The data rule out the third explanation. OMB reviews are not taking longer over time. Under Biden, review times have changed little month to month. This leaves fewer OMB designations or fewer agency submissions as the possible explanation. It seems unlikely to be the latter. Regulatory agencies are typically eager to issue new regulations, especially in an administration that is positively inclined to regulate. Furthermore, Biden is finalizing the most important rules (major rules and significant rules) at roughly the same rate as Obama (see Table 1). We would not expect to see this if agencies were failing to submit rules for OMB review in a timely manner. By process of elimination, the explanation must be that OMB is designating fewer rules as significant. That appears to be happening even though Biden has not formally changed the long-standing criteria under which OMB makes a significance determination, which is embodied in executive Order 12866, issued by Bill Clinton. If OMB is designating fewer rules as significant, then at some point the number of significant rules published in the Federal Register under Biden should become even lower than under Obama.

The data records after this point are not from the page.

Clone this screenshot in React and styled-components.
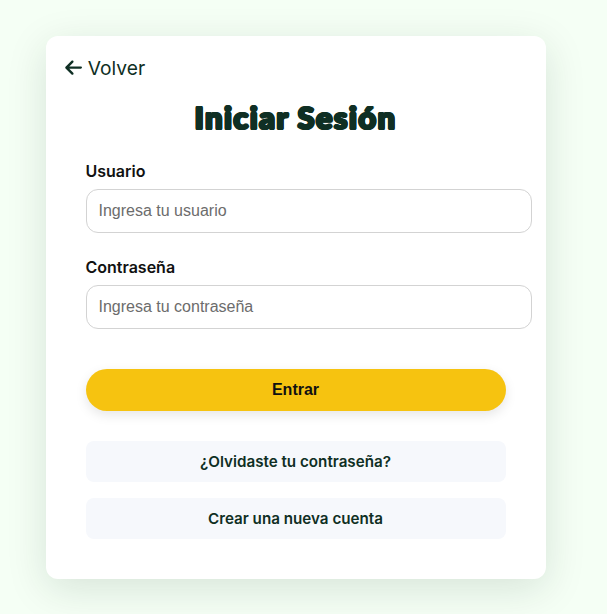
import React from "react";
import styled, { createGlobalStyle } from "styled-components";
import { FaArrowLeft } from "react-icons/fa6";

const GlobalStyle = createGlobalStyle`
  body {
    margin: 0;
    background: #f5fff5;
    font-family: Inter, sans-serif;
    color: #111;
    overflow: hidden;
  }
`;

const Page = styled.main`
  min-height: 614px;
  box-sizing: border-box;
  padding: 36px 0 0 46px;
`;

const Card = styled.section`
  width: 500px;
  height: 543px;
  box-sizing: border-box;
  padding: 20px 40px 40px;
  background: #fff;
  border-radius: 12px;
  box-shadow: 0 10px 40px rgba(17, 45, 34, 0.13);
`;

const BackLink = styled.a`
  display: flex;
  align-items: center;
  gap: 4.6px;
  width: max-content;
  height: 24px;
  margin-left: -22px;
  color: #0f2f24;
  font-size: 19.2px;
  line-height: 24px;
  cursor: pointer;
`;

const Title = styled.h1`
  margin: 16px 0 0 -1px;
  height: 44px;
  color: #0f2f24;
  font: 900 31px/42px Lato, sans-serif;
  letter-spacing: 1.35px;
  text-align: center;
  white-space: nowrap;
  text-shadow:
    1.3px 0 #0f2f24, -1.3px 0 #0f2f24,
    0 1.1px #0f2f24, 0 -1.1px #0f2f24,
    0.9px 0.8px #0f2f24, -0.9px 0.8px #0f2f24,
    0.9px -0.8px #0f2f24, -0.9px -0.8px #0f2f24;
`;

const Form = styled.form`
  display: flex;
  flex-direction: column;
  margin-top: 21px;
`;

const Field = styled.div`
  height: 72px;
  margin-bottom: 24px;
`;

const Label = styled.label`
  display: block;
  height: 20px;
  margin: 0 0 8px -0.5px;
  font-size: 16px;
  font-weight: 600;
  line-height: 20px;
`;

const Input = styled.input`
  display: block;
  box-sizing: border-box;
  width: 446px;
  height: 44px;
  padding: 0 11.5px;
  border: 1px solid #d3d3d3;
  border-radius: 12px;
  background: #fff;
  font: 16px "Liberation Sans", Arial, sans-serif;

  &::placeholder {
    color: #6c6c6c;
    opacity: 1;
  }
`;

const SubmitButton = styled.button`
  height: 42px;
  margin-top: 16px;
  padding: 0 1px 0 0;
  border: 0;
  border-radius: 21px;
  background: #f6c310;
  color: #111;
  font: bold 16px "Liberation Sans", Arial, sans-serif;
  box-shadow: 0 4px 12px rgba(0, 0, 0, 0.1);
`;

const Links = styled.nav`
  display: flex;
  flex-direction: column;
  gap: 16px;
  margin-top: 30px;
`;

const SecondaryLink = styled.a`
  height: 41px;
  padding-right: 1px;
  border-radius: 8px;
  background: #f6f8fc;
  color: #0f2f24;
  font-size: 15.2px;
  font-weight: 600;
  line-height: 41px;
  text-align: center;
  cursor: pointer;
`;

export default function App() {
  return (
    <>
      <GlobalStyle />
      <Page>
        <Card>
          <BackLink><FaArrowLeft /> Volver</BackLink>
          <Title>Iniciar Sesión</Title>
          <Form>
            <Field>
              <Label htmlFor="user">Usuario</Label>
              <Input id="user" placeholder="Ingresa tu usuario" />
            </Field>
            <Field>
              <Label htmlFor="password">Contraseña</Label>
              <Input id="password" type="password" placeholder="Ingresa tu contraseña" />
            </Field>
            <SubmitButton type="button">Entrar</SubmitButton>
          </Form>
          <Links>
            <SecondaryLink>¿Olvidaste tu contraseña?</SecondaryLink>
            <SecondaryLink>Crear una nueva cuenta</SecondaryLink>
          </Links>
        </Card>
      </Page>
    </>
  );
}
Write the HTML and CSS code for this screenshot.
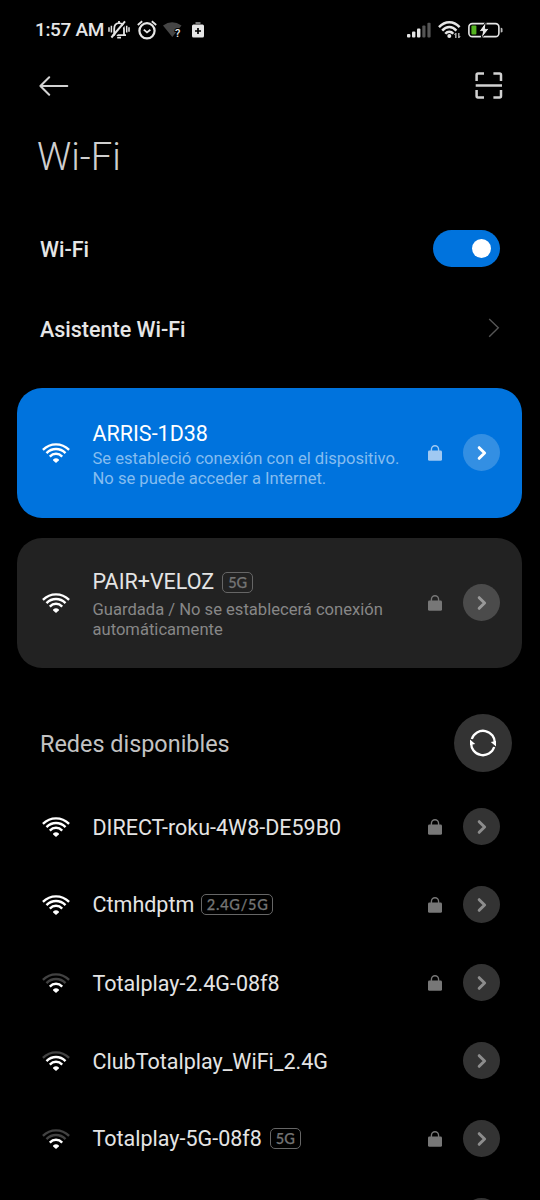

Regulation - Fall 2022 - Article 4 - Figure 1

For those who expect Biden’s regulatory activity to mirror Obama’s, let me suggest one reason why this might not be so. After 18 months in office and counting, Biden has yet to nominate someone to serve as OIRA administrator. All other recent presidents have, after taking office, quickly nominated someone who was confirmed by the Senate. This is not an insignificant difference. A Senate-confirmed OIRA administrator provides a counterweight to agency heads (who are also Senate-confirmed) when disagreements arise on regulatory matters. It is not unreasonable to assume that OMB with a Senate-confirmed OIRA administrator will be less likely to capitulate on a significance designation if an agency pushes back. It is also not unreasonable to assume OMB will be less likely to capitulate on changes it recommends to draft regulations.

It seems odd to reaffirm OMB’s traditional role in regulatory review—as Biden did early in his term—and never nominate someone to serve as OIRA administrator. Yet here we are.